Collection of arrears has improved significantly at the Gaborone City Council (GCC) in the current financial year despite a tight budget and defaults, city Mayor, Haskins Nkaigwa has told a full council meeting.
Rates arrears stood at P81 million, representing 80 percent of total arrears. Nkaigwa attributed the improved collection to the involvement of private attorneys and partnership with First National Bank of Botswana. “Collections were P28 million represented by in-house collection,” said Nkaigwa who is currently fending off calls to resign from his councillors over allegations of corruption.
He said private attorneys engaged by GCC collected P10 million in the period under review, while FNB collected in excess of P18 million. GCC is struggling to control stray animals, maintain public roads, street and traffic lights amid a budget that was slashed from an ambitious P226 million to P200 million. However, due to improved debt collection, GCC used “revenue from own source” of P103 million to boost its bottom line. At P303 million Nkaigwa said the revenue is a slight improvement of 19 percent when compared to previous financial year.
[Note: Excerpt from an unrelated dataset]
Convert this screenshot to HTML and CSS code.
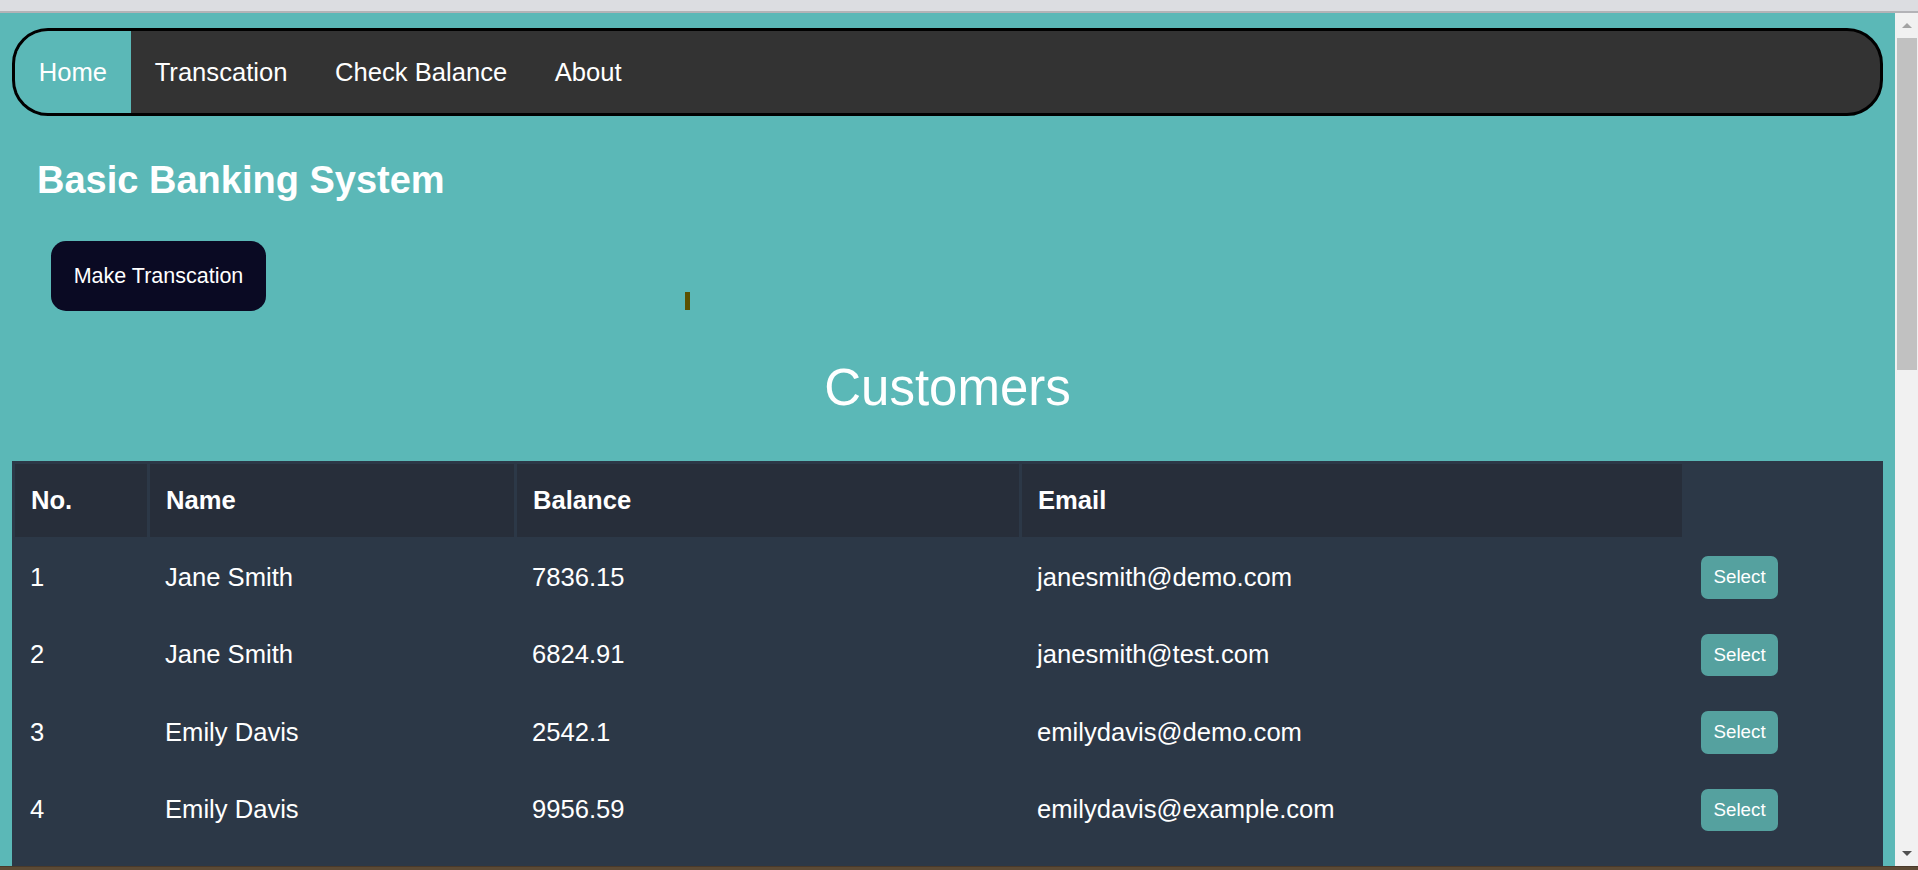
FILE: index.html
```html
<!DOCTYPE html>
<html lang="en">
<head>
<meta charset="utf-8">
<title>Basic Banking System</title>
<link rel="stylesheet" href="styles.css">
</head>
<body>
<div class="topbar"></div>
<div class="window">
  <div class="page">
    <nav class="nav">
      <ul class="menu">
        <li class="menu-item active"><a href="#">Home</a></li>
        <li class="menu-item"><a href="#">Transcation</a></li>
        <li class="menu-item"><a href="#">Check Balance</a></li>
        <li class="menu-item"><a href="#">About</a></li>
      </ul>
    </nav>
    <section class="hero">
      <h2 class="title">Basic Banking System</h2>
      <div class="actions">
        <button class="btn-make">Make Transcation</button>
        <span class="mark"></span>
      </div>
    </section>
    <h1 class="section-title">Customers</h1>
    <table class="customers">
      <colgroup>
        <col class="c-no"><col class="c-name"><col class="c-bal"><col class="c-mail"><col class="c-act">
      </colgroup>
      <thead>
        <tr><th>No.</th><th>Name</th><th>Balance</th><th>Email</th><th class="th-empty"></th></tr>
      </thead>
      <tbody>
        <tr><td>1</td><td>Jane Smith</td><td>7836.15</td><td>janesmith@demo.com</td><td><button class="btn-select">Select</button></td></tr>
        <tr><td>2</td><td>Jane Smith</td><td>6824.91</td><td>janesmith@test.com</td><td><button class="btn-select">Select</button></td></tr>
        <tr><td>3</td><td>Emily Davis</td><td>2542.1</td><td>emilydavis@demo.com</td><td><button class="btn-select">Select</button></td></tr>
        <tr><td>4</td><td>Emily Davis</td><td>9956.59</td><td>emilydavis@example.com</td><td><button class="btn-select">Select</button></td></tr>
        <tr class="row-clipped"><td></td><td></td><td></td><td></td><td><button class="btn-select btn-clipped" aria-label="Select"></button></td></tr>
      </tbody>
    </table>
  </div>
  <div class="scrollbar">
    <span class="arrow-up"></span>
    <span class="thumb"></span>
    <span class="arrow-down"></span>
  </div>
</div>
<div class="bottombar"></div>
</body>
</html>
```
FILE: styles.css
```css
* { box-sizing: border-box; }
html, body {
  margin: 0;
  padding: 0;
  width: 1918px;
  height: 870px;
  overflow: hidden;
  font-family: "Liberation Sans", Arial, sans-serif;
}
.topbar {
  height: 13px;
  background: #dcdde1;
  border-bottom: 2px solid #b3b3b7;
}
.window {
  display: flex;
  height: 853px;
}
.page {
  flex: 1;
  background: #5bb8b7;
  overflow: hidden;
  padding: 15px 12px 0 12px;
}
.bottombar {
  height: 4px;
  background: #5c4a35;
  border-top: 1px solid #4a3a2a;
}

/* scrollbar */
.scrollbar {
  width: 23px;
  background: #f1f1f1;
  display: flex;
  flex-direction: column;
  align-items: center;
  padding: 10px 0 0 1px;
}
.arrow-up {
  width: 0; height: 0;
  border-left: 5px solid transparent;
  border-right: 5px solid transparent;
  border-bottom: 5px solid #a3a3a3;
}
.thumb {
  width: 20px;
  height: 332px;
  margin-top: 10px;
  background: #c1c1c1;
}
.arrow-down {
  margin-top: auto;
  margin-bottom: 10px;
  width: 0; height: 0;
  border-left: 5px solid transparent;
  border-right: 5px solid transparent;
  border-top: 5px solid #505050;
}

/* nav */
.nav {
  background: #333333;
  border: 3px solid #000;
  border-radius: 36px;
  overflow: hidden;
  height: 88px;
}
.menu {
  list-style: none;
  margin: 0;
  padding: 0;
  display: flex;
  height: 82px;
}
.menu-item a {
  display: block;
  padding: 0 23.8px;
  line-height: 82px;
  color: #ffffff;
  text-decoration: none;
  font-size: 25.6px;
}
.menu-item.active {
  background: #5bb8b7;
}

/* hero */
.hero {
  padding: 0 0 0 25px;
}
.title {
  margin: 42.5px 0 0 0;
  font-size: 38px;
  font-weight: bold;
  color: #ffffff;
  line-height: normal;
}
.actions {
  display: flex;
  align-items: flex-end;
  margin-top: 39.5px;
  padding-left: 14px;
}
.btn-make {
  width: 215px;
  height: 70px;
  border: none;
  border-radius: 15px;
  background: #0a0a23;
  color: #ffffff;
  font-family: "Liberation Sans", Arial, sans-serif;
  font-size: 21.5px;
  padding: 0;
}
.mark {
  display: block;
  width: 5px;
  height: 18px;
  margin-left: 419px;
  margin-bottom: 1px;
  background: #5b5100;
}

.section-title {
  margin: 46.5px 0 0 0;
  text-align: center;
  font-size: 51px;
  font-weight: normal;
  color: #ffffff;
  line-height: normal;
}

/* table */
.customers {
  margin-top: 44.5px;
  width: 1871px;
  table-layout: fixed;
  border-spacing: 3px;
  background: #2c3847;
  color: #ffffff;
  font-size: 25.6px;
}
.c-no { width: 132px; }
.c-name { width: 364px; }
.c-bal { width: 502px; }
.c-mail { width: 660px; }
.c-act { width: 195px; }
.customers th {
  background: #272e3a;
  text-align: left;
  font-weight: bold;
  padding: 22px 16px;
  height: 73px;
}
.customers th.th-empty {
  background: transparent;
}
.customers td {
  padding: 16px 16px 16px 15px;
  height: 74.5px;
  text-align: left;
}
.btn-select {
  height: 42.5px;
  padding: 0 12.5px;
  margin-left: 1px;
  border: none;
  border-radius: 7px;
  background: #55a19f;
  color: #ffffff;
  font-family: "Liberation Sans", Arial, sans-serif;
  font-size: 18.75px;
  display: block;
}
.btn-clipped {
  width: 77px;
}
```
“For the first quarter, the Council has already received Revenue Support Grant of P43 million plus revenue from own source of P30 million.” He said expenditure for the same period stands at P57 million. He encouraged members of the public to continue paying arrears and said services have been extended to include SHHA offices in all wards to access their rates bills and payments. Online facilities are also available including SMS through First National Bank.
He decried lack of commitment by defaulters who do not show up to pay their rates, saying part of the reason is that some have either changed addresses or relocated outside the country. The Mayor added that budget for Ipelegeng, President Ian Khama’s social safety net for the unemployed, had been increased to P20 million in the period under review following an increase in beneficiaries allowance and sustenance fee to P30 and P7 respectively. Critics of Ipelegeng, which benefits over 55 000 Batswana throughout the country say the scheme is unsustainable.